In 1933, on the same weekend as the Kansas City Massacre of 17 June 1933, they kidnapped William Hamm, a millionaire Minnesota brewer. His ransom netted them $100,000.

Karpis spent the longest time as a federal prisoner in Alcatraz Prison, serving twenty-six years.

The director of the FBI, J. Edgar Hoover, was personally in charge of the agents who arrested Alvin Karpis in May, 1936. He was there due to an appearance before Congress in April where a Senator had criticized him for never personally arresting someone.

It was FBI Director J. Edgar Hoover, Attorney General Robert F. Kennedy’s nominal subordinate, who called the AG at home on the afternoon of Nov. 22, 1963, to tell him that the President, his brother, had been shot in Dallas. At that time it was not clear if President Kennedy’s wounds were mortal, but the AG told friends later that Hoover’s tone had been cold and not at all sympathetic.

The Kansas City massacre of 17 June 1933 led to the FBI significantly upgrading their equipment. In newspaper coverage, Hoover played on American sympathy to drive more funding towards the FBI.

Today, bullet marks from the incident can be seen on the facade of Kansas City’s Union Station.

I’ve been there, and seen them.

Robert Swan Mueller III was the sixth Director of the Federal Bureau of Investigation from 2001 to 2013. A Republican, he was appointed by President George W. Bush and his original ten-year term was given a two-year extension by President Barack Obama with broad bipartisan support in Congress, making him the longest-serving FBI director since J. Edgar Hoover. He is currently a Special Counsel, investigating allegations of Russian interference in the 2016 presidential election, and other possible wrongdoing by the Donald J. Trump campaign and White House.

The phrase “Swan of Avon” is a nickname for William Shakespeare. It was invented by fellow writer Ben Jonson in a poem he wrote in the First Folio edition of Shakespeare’s plays, published 7 years after Shakespeare’s death. The phrase refers to the swans on the River Avon at Stratford, where Shakespeare was born, and also to the ancient Greek belief that the souls of poets pass into swans.
It is not known whether Shakespeare and Jonson were friends; they did know each other, as Shakespeare’s theatrical company produced a number of Jonson’s plays, at least two of which Shakespeare certainly acted in.

MDMA (Molly) user Keith Thurston was recently stranded on the Lake Eola Fountain in downtown Orlando, after having stolen one of the park’s swan-decorated pedal boats, explaining to the police that “the swans don’t judge him”.

An adult male swan is called a cob while an adult female is a pen. Young swans are known as swanlings or as cygnets. A group of swans in flight is called a bevy or a wedge.

Micheal Gira, founder and driving force behind the band Swans, was known to physically assault people in the audience if he saw anyone headbanging.

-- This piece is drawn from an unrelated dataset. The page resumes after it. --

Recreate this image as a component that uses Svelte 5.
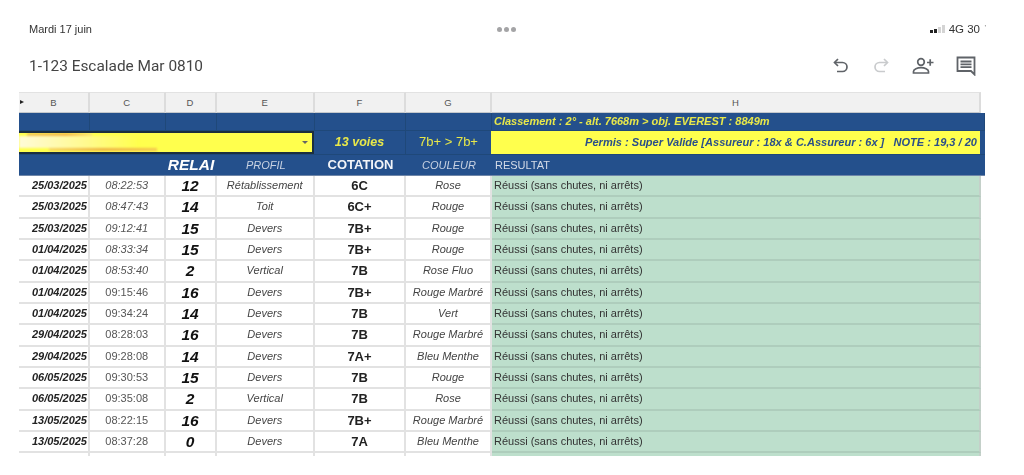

Michael Dukakis, former Governor of Massachusetts and the Democratic Party’s 1988 nominee for President, is known for picking up trash on The T light-rail line in Boston and properly disposing of it when he sees it.

One of the most recognizable constellations seen from Massachusetts is Cygnus the swan. Cygnus features the prominent Northern Cross, and also the prominent Summer Triangle.

The brightest stars in Cygnus are Deneb, Sadr, Gienah, Delta Cygni and Albireo, and these stars form the Northern Cross. The Northern Cross is larger than the Southern Cross. Deneb, the head of the Northern Cross, is also part of the Summer Triangle.

Cygnus was among the 48 constellations listed by the 2nd century astronomer Ptolemy, and it remains one of the 88 modern constellations.
***Images, Cygnus the swan: https://goo.gl/images/XYbHtA;; https://goo.gl/images/yJ5wCG; https://goo.gl/images/2BCkCm

Images, Northern Cross: https://goo.gl/images/dp2brn; and https://goo.gl/images/tTkyDG

Image, Summer Triangle: https://goo.gl/images/7GbXn6

Image, constellations: https://goo.gl/images/5RPuv5***

At this time of year, the most prominent constellation in the northern hemisphere tends to be Orion, the Hunter.

The first flight from the continental United States to Australia was flown in 1928 by Sir Charles Kingsford Smith, Charles Ulm, Harry Lyon and James Warner in a Fokker F.VIIb/3m trimotor monoplane named Southern Cross. The Sydney airport is named for Kingsford Smith.

The Fokker D.VII was considered such a formidable airplane during the latter stages of WWI that the Allies specifically required Germany to surrender all surviving D.VII’s as part of the Armistice.

In Britain and the Commonwealth countries, both Armistice Day and Remembrance Sunday are commemorated formally, but are not public holidays. In recent years Armistice Day has become increasingly recognised, and many people now attend the 11:00 a.m. ceremony at the Cenotaph in London – an event organised by Royal British Legion, a British charity dedicated to perpetuating the memory of those who served in the First World War and veterans of all subsequent wars involving British and Commonwealth troops.

The Cygnus is the large, mysterious, long-thought-lost starship on which most of the action takes place in the 1979 Disney sf drama The Black Hole, starring Maximilian Schell, Robert Forster, Yvette Mimieux, Anthony Perkins and Ernest Borgnine. It was the first Disney movie to receive a PG rating.

ETA: The “troops” of the Cygnus are laser-bearing security robots.